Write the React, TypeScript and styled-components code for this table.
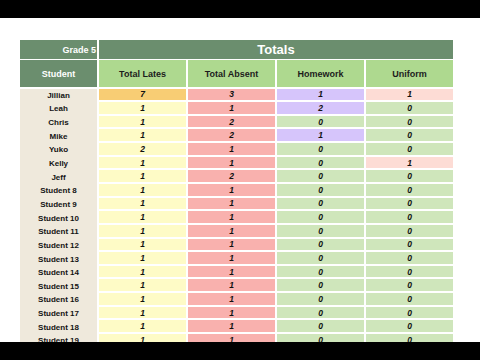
import React from "react";
import styled, { createGlobalStyle } from "styled-components";

type Tone = "yellow" | "orange" | "red" | "purple" | "green" | "pink";

interface Student {
  name: string;
  lates: number;
  absent: number;
  homework: number;
  uniform: number;
}

const tones: Record<Tone, string> = {
  yellow: "#fefbc6",
  orange: "#f8cd74",
  red: "#f9b1ae",
  purple: "#d6c5fb",
  green: "#cfe6bb",
  pink: "#fddcd5",
};

const named: Student[] = [
  { name: "Jillian", lates: 7, absent: 3, homework: 1, uniform: 1 },
  { name: "Leah", lates: 1, absent: 1, homework: 2, uniform: 0 },
  { name: "Chris", lates: 1, absent: 2, homework: 0, uniform: 0 },
  { name: "Mike", lates: 1, absent: 2, homework: 1, uniform: 0 },
  { name: "Yuko", lates: 2, absent: 1, homework: 0, uniform: 0 },
  { name: "Kelly", lates: 1, absent: 1, homework: 0, uniform: 1 },
  { name: "Jeff", lates: 1, absent: 2, homework: 0, uniform: 0 },
];

const students: Student[] = [
  ...named,
  ...Array.from({ length: 12 }, (_, i) => ({
    name: `Student ${i + 8}`,
    lates: 1,
    absent: 1,
    homework: 0,
    uniform: 0,
  })),
];

const GlobalStyle = createGlobalStyle`
  html, body {
    margin: 0;
    padding: 0;
    background: #ffffff;
  }
  body {
    font-family: "Liberation Sans", Arial, sans-serif;
  }
`;

const Screen = styled.div`
  width: 480px;
  height: 360px;
  display: flex;
  flex-direction: column;
  overflow: hidden;
  background: #ffffff;
`;

const Letterbox = styled.div`
  height: 18px;
  flex-shrink: 0;
  background: #000000;
`;

const Viewport = styled.div`
  flex: 1;
  overflow: hidden;
  padding: 22px 0 0 20px;
`;

const Sheet = styled.div`
  width: 433px;
  display: flex;
  flex-direction: column;
`;

const Row = styled.div<{ $h: number }>`
  display: grid;
  grid-template-columns: 77px repeat(4, 1fr);
  column-gap: 2px;
  height: ${(p) => p.$h}px;
`;

const TitleCell = styled.div<{ $align?: string; $size: number }>`
  background: #6b8e6e;
  color: #ffffff;
  font-weight: bold;
  font-size: ${(p) => p.$size}px;
  display: flex;
  align-items: center;
  justify-content: ${(p) => p.$align || "center"};
  padding-right: ${(p) => (p.$align === "flex-end" ? "1px" : "0")};
`;

const SpanCell = styled(TitleCell)`
  grid-column: 2 / 6;
  padding-bottom: 1px;
`;

const HeadCell = styled.div`
  background: #aed98f;
  color: #1c1c1c;
  font-weight: bold;
  font-size: 9px;
  display: flex;
  align-items: center;
  justify-content: center;
`;

const NameCell = styled.div`
  background: #efe9dc;
  color: #141414;
  font-weight: bold;
  font-size: 8px;
  display: flex;
  align-items: center;
  justify-content: center;
`;

const ValueCell = styled.div<{ $tone: Tone }>`
  background: ${(p) => tones[p.$tone]};
  margin-bottom: 2px;
  color: #111111;
  font-weight: bold;
  font-style: italic;
  font-size: 8.5px;
  display: flex;
  align-items: center;
  justify-content: center;
`;

const Spacer = styled.div<{ $h: number }>`
  height: ${(p) => p.$h}px;
`;

const lateTone = (n: number): Tone => (n >= 5 ? "orange" : "yellow");
const flagTone = (n: number, on: Tone): Tone => (n > 0 ? on : "green");

export default function App() {
  return (
    <Screen>
      <GlobalStyle />
      <Letterbox />
      <Viewport>
        <Sheet>
          <Row $h={19}>
            <TitleCell $size={9} $align="flex-end">
              Grade 5
            </TitleCell>
            <SpanCell $size={13}>Totals</SpanCell>
          </Row>
          <Spacer $h={1} />
          <Row $h={27}>
            <TitleCell $size={9}>Student</TitleCell>
            <HeadCell>Total Lates</HeadCell>
            <HeadCell>Total Absent</HeadCell>
            <HeadCell>Homework</HeadCell>
            <HeadCell>Uniform</HeadCell>
          </Row>
          <Spacer $h={1.5} />
          {students.map((s) => (
            <Row key={s.name} $h={13.65}>
              <NameCell>{s.name}</NameCell>
              <ValueCell $tone={lateTone(s.lates)}>{s.lates}</ValueCell>
              <ValueCell $tone="red">{s.absent}</ValueCell>
              <ValueCell $tone={flagTone(s.homework, "purple")}>{s.homework}</ValueCell>
              <ValueCell $tone={flagTone(s.uniform, "pink")}>{s.uniform}</ValueCell>
            </Row>
          ))}
        </Sheet>
      </Viewport>
      <Letterbox />
    </Screen>
  );
}
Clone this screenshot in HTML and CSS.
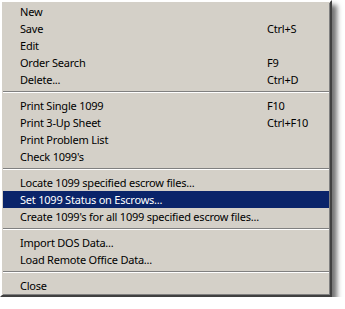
FILE: index.html
```html
<!DOCTYPE html>
<html lang="en">
<head>
  <meta charset="UTF-8">
  <title>1099 Menu</title>
  <link rel="stylesheet" href="styles.css">
</head>
<body>
<div class="menu">
  <div class="item"><span>New</span></div>
  <div class="item"><span>Save</span><span class="key">Ctrl+S</span></div>
  <div class="item"><span>Edit</span></div>
  <div class="item"><span>Order Search</span><span class="key">F9</span></div>
  <div class="item"><span>Delete...</span><span class="key">Ctrl+D</span></div>
  <div class="sep"></div>
  <div class="item"><span>Print Single 1099</span><span class="key">F10</span></div>
  <div class="item"><span>Print 3-Up Sheet</span><span class="key">Ctrl+F10</span></div>
  <div class="item"><span>Print Problem List</span></div>
  <div class="item"><span>Check 1099's</span></div>
  <div class="sep"></div>
  <div class="item"><span>Locate 1099 specified escrow files...</span></div>
  <div class="item active"><span>Set 1099 Status on Escrows...</span></div>
  <div class="item"><span>Create 1099's for all 1099 specified escrow files...</span></div>
  <div class="sep"></div>
  <div class="item"><span>Import DOS Data...</span></div>
  <div class="item"><span>Load Remote Office Data...</span></div>
  <div class="sep"></div>
  <div class="item"><span>Close</span></div>
</div>
</body>
</html>
```

FILE: styles.css
```css
body {
  margin: 0;
  background: #ffffff;
  font-family: "Noto Sans", sans-serif;
  font-size: 11px;
  letter-spacing: -0.22px;
  color: #000;
}
.menu {
  width: 326px;
  padding: 1px;
  background: #d4d0c8;
  border-style: solid;
  border-width: 2px;
  border-color: #ffffff #404040 #404040 #ffffff;
  box-shadow: inset 1px 1px 0 #d4d0c8, inset -1px -1px 0 #808080, 5px 5px 5px rgba(0, 0, 0, 0.55);
}
.item {
  display: grid;
  grid-template-columns: 247px 1fr;
  height: 17px;
  line-height: 17px;
  padding-left: 17px;
  white-space: nowrap;
}
.item.active {
  background: #0a246a;
  color: #ffffff;
}
.sep {
  margin: 3px 0 4px;
  border-top: 1px solid #808080;
  border-bottom: 1px solid #ffffff;
}
```
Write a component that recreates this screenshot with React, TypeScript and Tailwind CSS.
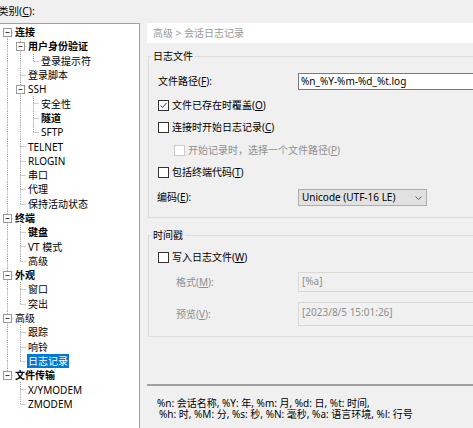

────────

### Instruction
Keep the pictures out of the copy and write out the data exactly as it stands.

### Complete output
Write the React, TypeScript and styled-components code for this table.
import React from "react";
import styled, { createGlobalStyle } from "styled-components";

type Tone = "yellow" | "orange" | "red" | "purple" | "green" | "pink";

interface Student {
  name: string;
  lates: number;
  absent: number;
  homework: number;
  uniform: number;
}

const tones: Record<Tone, string> = {
  yellow: "#fefbc6",
  orange: "#f8cd74",
  red: "#f9b1ae",
  purple: "#d6c5fb",
  green: "#cfe6bb",
  pink: "#fddcd5",
};

const named: Student[] = [
  { name: "Jillian", lates: 7, absent: 3, homework: 1, uniform: 1 },
  { name: "Leah", lates: 1, absent: 1, homework: 2, uniform: 0 },
  { name: "Chris", lates: 1, absent: 2, homework: 0, uniform: 0 },
  { name: "Mike", lates: 1, absent: 2, homework: 1, uniform: 0 },
  { name: "Yuko", lates: 2, absent: 1, homework: 0, uniform: 0 },
  { name: "Kelly", lates: 1, absent: 1, homework: 0, uniform: 1 },
  { name: "Jeff", lates: 1, absent: 2, homework: 0, uniform: 0 },
];

const students: Student[] = [
  ...named,
  ...Array.from({ length: 12 }, (_, i) => ({
    name: `Student ${i + 8}`,
    lates: 1,
    absent: 1,
    homework: 0,
    uniform: 0,
  })),
];

const GlobalStyle = createGlobalStyle`
  html, body {
    margin: 0;
    padding: 0;
    background: #ffffff;
  }
  body {
    font-family: "Liberation Sans", Arial, sans-serif;
  }
`;

const Screen = styled.div`
  width: 480px;
  height: 360px;
  display: flex;
  flex-direction: column;
  overflow: hidden;
  background: #ffffff;
`;

const Letterbox = styled.div`
  height: 18px;
  flex-shrink: 0;
  background: #000000;
`;

const Viewport = styled.div`
  flex: 1;
  overflow: hidden;
  padding: 22px 0 0 20px;
`;

const Sheet = styled.div`
  width: 433px;
  display: flex;
  flex-direction: column;
`;

const Row = styled.div<{ $h: number }>`
  display: grid;
  grid-template-columns: 77px repeat(4, 1fr);
  column-gap: 2px;
  height: ${(p) => p.$h}px;
`;

const TitleCell = styled.div<{ $align?: string; $size: number }>`
  background: #6b8e6e;
  color: #ffffff;
  font-weight: bold;
  font-size: ${(p) => p.$size}px;
  display: flex;
  align-items: center;
  justify-content: ${(p) => p.$align || "center"};
  padding-right: ${(p) => (p.$align === "flex-end" ? "1px" : "0")};
`;

const SpanCell = styled(TitleCell)`
  grid-column: 2 / 6;
  padding-bottom: 1px;
`;

const HeadCell = styled.div`
  background: #aed98f;
  color: #1c1c1c;
  font-weight: bold;
  font-size: 9px;
  display: flex;
  align-items: center;
  justify-content: center;
`;

const NameCell = styled.div`
  background: #efe9dc;
  color: #141414;
  font-weight: bold;
  font-size: 8px;
  display: flex;
  align-items: center;
  justify-content: center;
`;

const ValueCell = styled.div<{ $tone: Tone }>`
  background: ${(p) => tones[p.$tone]};
  margin-bottom: 2px;
  color: #111111;
  font-weight: bold;
  font-style: italic;
  font-size: 8.5px;
  display: flex;
  align-items: center;
  justify-content: center;
`;

const Spacer = styled.div<{ $h: number }>`
  height: ${(p) => p.$h}px;
`;

const lateTone = (n: number): Tone => (n >= 5 ? "orange" : "yellow");
const flagTone = (n: number, on: Tone): Tone => (n > 0 ? on : "green");

export default function App() {
  return (
    <Screen>
      <GlobalStyle />
      <Letterbox />
      <Viewport>
        <Sheet>
          <Row $h={19}>
            <TitleCell $size={9} $align="flex-end">
              Grade 5
            </TitleCell>
            <SpanCell $size={13}>Totals</SpanCell>
          </Row>
          <Spacer $h={1} />
          <Row $h={27}>
            <TitleCell $size={9}>Student</TitleCell>
            <HeadCell>Total Lates</HeadCell>
            <HeadCell>Total Absent</HeadCell>
            <HeadCell>Homework</HeadCell>
            <HeadCell>Uniform</HeadCell>
          </Row>
          <Spacer $h={1.5} />
          {students.map((s) => (
            <Row key={s.name} $h={13.65}>
              <NameCell>{s.name}</NameCell>
              <ValueCell $tone={lateTone(s.lates)}>{s.lates}</ValueCell>
              <ValueCell $tone="red">{s.absent}</ValueCell>
              <ValueCell $tone={flagTone(s.homework, "purple")}>{s.homework}</ValueCell>
              <ValueCell $tone={flagTone(s.uniform, "pink")}>{s.uniform}</ValueCell>
            </Row>
          ))}
        </Sheet>
      </Viewport>
      <Letterbox />
    </Screen>
  );
}
Clone this screenshot in HTML and CSS.
FILE: index.html
```html
<!DOCTYPE html>
<html lang="en">
<head>
  <meta charset="UTF-8">
  <title>1099 Menu</title>
  <link rel="stylesheet" href="styles.css">
</head>
<body>
<div class="menu">
  <div class="item"><span>New</span></div>
  <div class="item"><span>Save</span><span class="key">Ctrl+S</span></div>
  <div class="item"><span>Edit</span></div>
  <div class="item"><span>Order Search</span><span class="key">F9</span></div>
  <div class="item"><span>Delete...</span><span class="key">Ctrl+D</span></div>
  <div class="sep"></div>
  <div class="item"><span>Print Single 1099</span><span class="key">F10</span></div>
  <div class="item"><span>Print 3-Up Sheet</span><span class="key">Ctrl+F10</span></div>
  <div class="item"><span>Print Problem List</span></div>
  <div class="item"><span>Check 1099's</span></div>
  <div class="sep"></div>
  <div class="item"><span>Locate 1099 specified escrow files...</span></div>
  <div class="item active"><span>Set 1099 Status on Escrows...</span></div>
  <div class="item"><span>Create 1099's for all 1099 specified escrow files...</span></div>
  <div class="sep"></div>
  <div class="item"><span>Import DOS Data...</span></div>
  <div class="item"><span>Load Remote Office Data...</span></div>
  <div class="sep"></div>
  <div class="item"><span>Close</span></div>
</div>
</body>
</html>
```

FILE: styles.css
```css
body {
  margin: 0;
  background: #ffffff;
  font-family: "Noto Sans", sans-serif;
  font-size: 11px;
  letter-spacing: -0.22px;
  color: #000;
}
.menu {
  width: 326px;
  padding: 1px;
  background: #d4d0c8;
  border-style: solid;
  border-width: 2px;
  border-color: #ffffff #404040 #404040 #ffffff;
  box-shadow: inset 1px 1px 0 #d4d0c8, inset -1px -1px 0 #808080, 5px 5px 5px rgba(0, 0, 0, 0.55);
}
.item {
  display: grid;
  grid-template-columns: 247px 1fr;
  height: 17px;
  line-height: 17px;
  padding-left: 17px;
  white-space: nowrap;
}
.item.active {
  background: #0a246a;
  color: #ffffff;
}
.sep {
  margin: 3px 0 4px;
  border-top: 1px solid #808080;
  border-bottom: 1px solid #ffffff;
}
```
Write a component that recreates this screenshot with React, TypeScript and Tailwind CSS.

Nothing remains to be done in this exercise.